Following their release from prison, the plaintiffs brought suit in Nebraska federal court for the Sheriff Department’s building a case on coerced false confessions.

As a result of this judgment, Gage County has recently signed contracts with law firms to possibly file a Chapter 9 bankruptcy case.  Insurers for the county have denied coverage.

The interesting  and somewhat unusual aspect of this potential bankruptcy case is that Gage County was not in any financial distress prior to the entry of this judgment.  The bankruptcy is contemplated for the sole reason of denying payment to victims of the County’s intentional wrongdoing.

Generally, damages sustained due to “willful and malicious” injuries are not dischargeable under bankruptcy code Section 523(a)(6), but that provision of the law does not apply to Chapter 9 cases involving municipalities and public subdivisions.

So, Gage County may file bankruptcy for the sole purpose of denying payment for the intentional, willful and malicious damages inflicted on the Beatrice 6.

Although the judgment may be subject to discharge, there is certain to be objections to any plan of reorganization filed that proposes to pay less than the full court judgment.  The county still must prove it’s reorganization plan is filed in good faith and that it cannot propose to pay the entire judgment.  In the Detroit, Michigan bankruptcy case it was apparent that the city could not tax itself into solvency, but what about Gage County?  Could the county structure full payment of the judgment if the county raised real estate taxes?  By what percentage would the levy have to increase to pay the judgment?

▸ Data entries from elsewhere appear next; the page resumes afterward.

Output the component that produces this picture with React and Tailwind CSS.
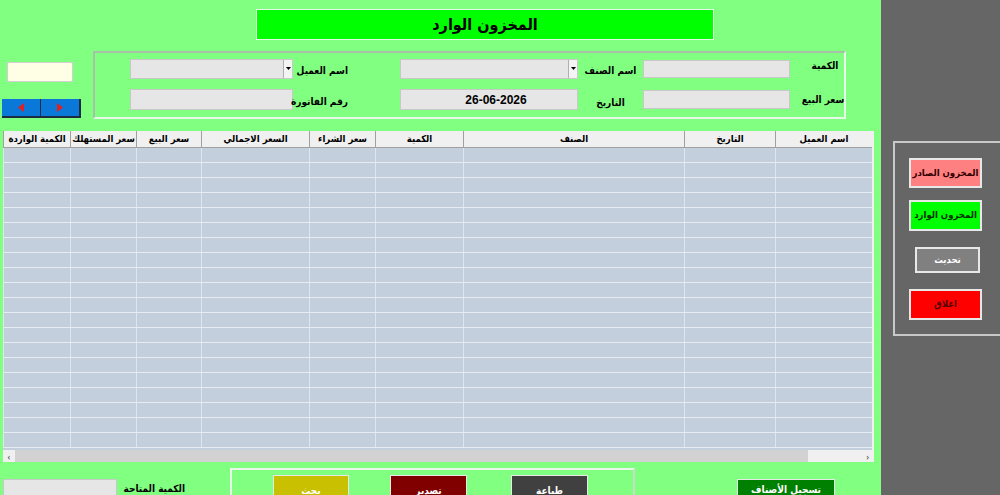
import React from "react";

const ar = { fontFamily: '"DejaVu Sans Condensed", "DejaVu Sans", sans-serif' };

const columns = [
  { name: "اسم العميل", w: 97 },
  { name: "التاريخ", w: 91 },
  { name: "الصنف", w: 221 },
  { name: "الكمية", w: 88 },
  { name: "سعر الشراء", w: 66 },
  { name: "السعر الاجمالي", w: 108 },
  { name: "سعر البيع", w: 65 },
  { name: "سعر المستهلك", w: 66 },
  { name: "الكمية الواردة", w: 67 },
];

const gridCols = "grid grid-cols-[97px_91px_221px_88px_66px_108px_65px_66px_67px]";

const Combo = ({ w }) => (
  <div className={`flex h-[20px] ${w} border border-[#c8c8c8] bg-[#e6e6e6]`}>
    <div className="flex-1" />
    <div className="flex w-[9px] items-center justify-center border-l border-[#b0b0b0] bg-[#f4f4f4]">
      <svg width="5" height="3" viewBox="0 0 5 3">
        <path d="M0 0h5L2.5 3z" fill="#000" />
      </svg>
    </div>
  </div>
);

const Label = ({ children, className = "" }) => (
  <div className={`whitespace-nowrap text-[10px] font-bold text-black ${className}`} style={ar} dir="rtl">
    {children}
  </div>
);

const SideButton = ({ children, className }) => (
  <div
    className={`flex shrink-0 items-center justify-center whitespace-nowrap border-2 border-[#e8e8e8] text-[9.5px] font-bold ${className}`}
    style={ar}
  >
    {children}
  </div>
);

export default function App() {
  const rows = [...Array(20)];
  return (
    <div className="flex h-[495px] w-[1000px] overflow-hidden bg-[#80ff80]">
      {/* main green area */}
      <div className="flex w-[881px] shrink-0 flex-col">
        {/* title */}
        <div className="h-[51px] shrink-0 pt-[9px] pl-[256px]">
          <div className="flex h-[31px] w-[458px] items-center justify-center border border-[#e8f8e8] bg-[#00ff00]">
            <span className="text-[16px] font-bold text-black" style={ar}>
              المخزون الوارد
            </span>
          </div>
        </div>

        {/* form band */}
        <div className="flex h-[68px] shrink-0">
          <div className="w-[93px] shrink-0">
            <div className="ml-[7px] mt-[11px] h-[20px] w-[66px] border border-[#d0d0d0] bg-[#ffffe6]" />
            <div className="ml-[2px] mt-[17px] flex h-[19px] w-[79px] border-b-2 border-r-2 border-[#1a2a40] bg-[#0a78d8]">
              <div className="flex flex-1 items-center justify-center border-r border-[#1a2a40]">
                <svg width="6" height="9" viewBox="0 0 6 9">
                  <path d="M6 0v9L0 4.5z" fill="#e02020" />
                </svg>
              </div>
              <div className="flex flex-1 items-center justify-center">
                <svg width="6" height="9" viewBox="0 0 6 9">
                  <path d="M0 0v9l6-4.5z" fill="#e02020" />
                </svg>
              </div>
            </div>
          </div>

          <div className="h-[68px] w-[753px] shrink-0 border-2 border-l-[#a8c0a8] border-t-[#a8c0a8] border-r-[#e8f8e8] border-b-[#e8f8e8] pl-[35px] pt-[5px]">
            <div className="grid h-[20px] grid-cols-[163px_107px_178px_65px_147px_56px] items-center">
              <Combo w="w-[163px]" />
              <Label className="pr-[52px] pt-[4px] text-right">اسم العميل</Label>
              <Combo w="w-[178px]" />
              <Label className="pt-[4px] text-center">اسم الصنف</Label>
              <div className="h-[18px] w-[147px] border border-[#c8c8c8] bg-[#e6e6e6]" />
              <Label className="pb-[6px] pl-[14px] text-center">الكمية</Label>
            </div>
            <div className="mt-[11px] grid h-[21px] grid-cols-[163px_107px_178px_65px_147px_56px] items-center">
              <div className="h-[21px] w-[163px] border border-[#c8c8c8] bg-[#e6e6e6]" />
              <Label className="pr-[52px] pt-[4px] text-right">رقم الفاتورة</Label>
              <div className="flex h-[21px] w-[178px] items-center justify-center border border-[#c8c8c8] bg-[#e6e6e6] pl-[14px]">
                <span className="text-[12px] font-bold text-black" style={{ fontFamily: '"Liberation Sans", Arial, sans-serif' }}>
                  26-06-2026
                </span>
              </div>
              <Label className="pt-[6px] text-center">التاريخ</Label>
              <div className="h-[19px] w-[147px] border border-[#c8c8c8] bg-[#e6e6e6]" />
              <Label className="pl-[10px] text-center">سعر البيع</Label>
            </div>
          </div>
        </div>

        {/* table */}
        <div className="ml-[3px] mt-[12px] flex h-[331px] w-[871px] shrink-0 flex-col border-r-2 border-[#f0f0f0] bg-[#c3cfdc]">
          <div className={`${gridCols} h-[17px] shrink-0 bg-[#f0f0f0]`} dir="rtl">
            {columns.map((c) => (
              <div
                key={c.name}
                className="flex items-center justify-center overflow-hidden whitespace-nowrap border-b border-l border-[#a0a0a0] text-[9.5px] font-bold text-black"
                style={ar}
              >
                {c.name}
              </div>
            ))}
          </div>
          <div className="flex-1 overflow-hidden">
            {rows.map((_, i) => (
              <div key={i} className={`${gridCols} h-[15px] border-b border-[#e6ecf2]`} dir="rtl">
                {columns.map((c) => (
                  <div key={c.name} className="border-l border-[#dfe6ee]" />
                ))}
              </div>
            ))}
          </div>
          <div className="flex h-[12px] shrink-0 bg-[#d2d2d2]">
            <div className="flex w-[12px] items-center justify-center bg-[#f0f0f0] text-[9px] leading-none text-[#404040]">‹</div>
            <div className="flex-1" />
            <div className="flex w-[64px] items-center justify-end bg-[#f0f0f0] pr-[3px] text-[9px] leading-none text-[#404040]">›</div>
          </div>
        </div>

        {/* bottom band */}
        <div className="flex flex-1">
          <div className="ml-[3px] mt-[17px] h-[20px] w-[114px] shrink-0 border border-[#c8c8c8] bg-[#e6e6e6]" />
          <Label className="ml-[8px] mt-[19px] w-[60px]">الكمية المتاحة</Label>
          <div className="ml-[45px] mt-[6px] flex h-[40px] w-[405px] shrink-0 border-2 border-b-0 border-l-[#e8f8e8] border-t-[#e8f8e8] border-r-[#c8dcc8] pl-[41px] pt-[5px]">
            <div className="flex h-[30px] w-[76px] justify-center whitespace-nowrap border border-[#e8e8e8] bg-[#c8c000] pt-[7px] text-[10px] font-bold text-white" style={ar}>
              بحث
            </div>
            <div className="ml-[41px] flex h-[30px] w-[77px] justify-center whitespace-nowrap border border-[#e8e8e8] bg-[#800000] pt-[7px] text-[10px] font-bold text-white" style={ar}>
              تصدير
            </div>
            <div className="ml-[44px] flex h-[30px] w-[77px] justify-center whitespace-nowrap border border-[#e8e8e8] bg-[#404040] pt-[7px] text-[10px] font-bold text-white" style={ar}>
              طباعة
            </div>
          </div>
          <div className="ml-[102px] mt-[17px] flex h-[30px] w-[98px] shrink-0 justify-center whitespace-nowrap border border-[#e8e8e8] bg-[#008000] pt-[2px] text-[10px] font-bold text-white" style={ar}>
            تسجيل الأصناف
          </div>
        </div>
      </div>

      {/* right gray panel */}
      <div className="flex-1 bg-[#666666] pl-[12px] pt-[141px]">
        <div className="flex h-[195px] w-[120px] flex-col border-2 border-[#c8c8c8] pl-[14px] pt-[15px]">
          <SideButton className="h-[30px] w-[73px] bg-[#ff8080] text-[#300000]">المخزون الصادر</SideButton>
          <SideButton className="mt-[12px] h-[31px] w-[73px] bg-[#00ff00] text-[#003000]">المخزون الوارد</SideButton>
          <SideButton className="ml-[6px] mt-[16px] h-[26px] w-[65px] bg-[#808080] text-white">تحديث</SideButton>
          <SideButton className="mt-[16px] h-[31px] w-[73px] bg-[#ff0000] text-[#500000]">اغلاق</SideButton>
        </div>
      </div>
    </div>
  );
}
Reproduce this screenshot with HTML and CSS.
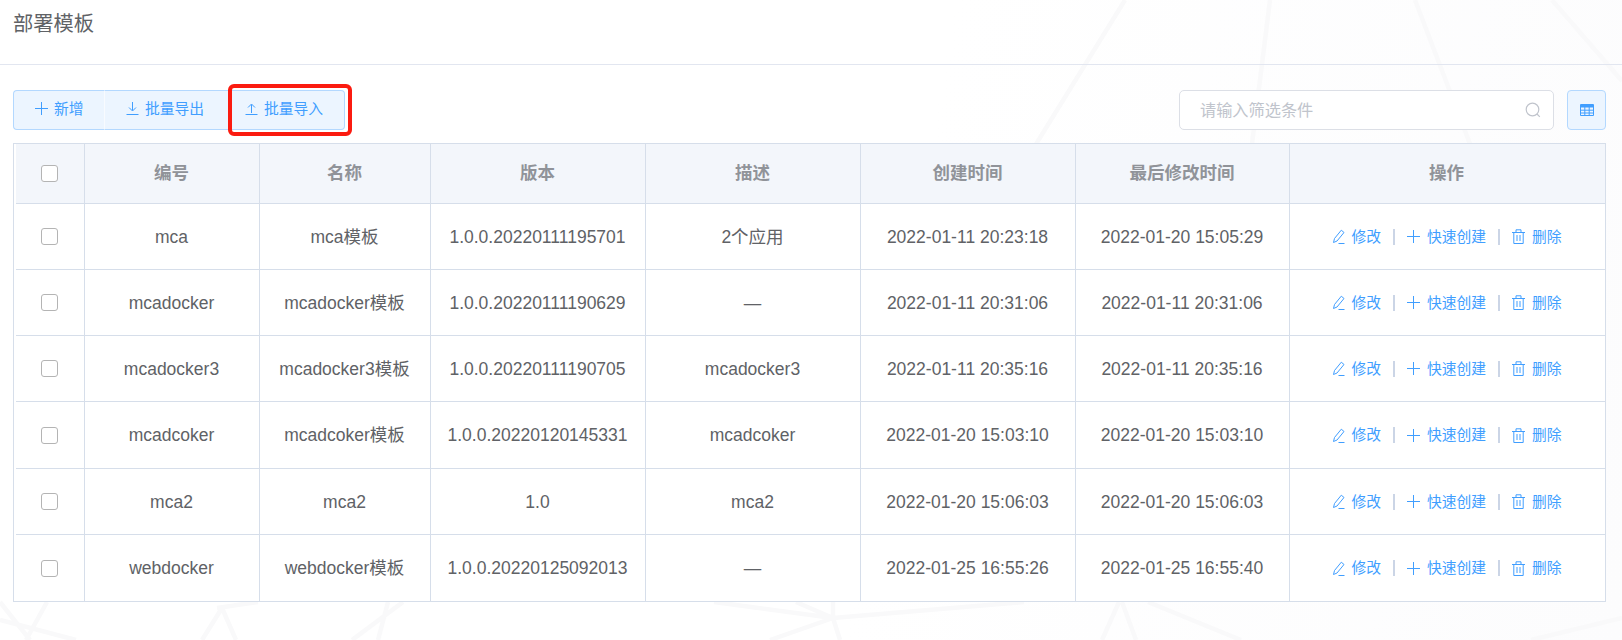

Gage County has land valued at $3 billion in 2015 according to the Nebraska Department of Revenue.  The county collected $9 million in real estate taxes last year on a levy rate of 29.7 cents per $100 of land value.  Paying the entire $28.1 million judgment in one year would be impossible, but what about paying off the debt over 10 to 20 years?

If paying off the debt in full over 10 to 20 years is possible with only a modest increase of the tax levy, why would a bankruptcy court enable taxpayers of Gage County to avoid this obligation in a Chapter 9 plan regardless of whether the debt is subject to discharge?  How would that type of bankruptcy plan meet the burden of proposing a plan in “good faith?”

It should be an interesting year in Nebraska bankruptcy court for 2017.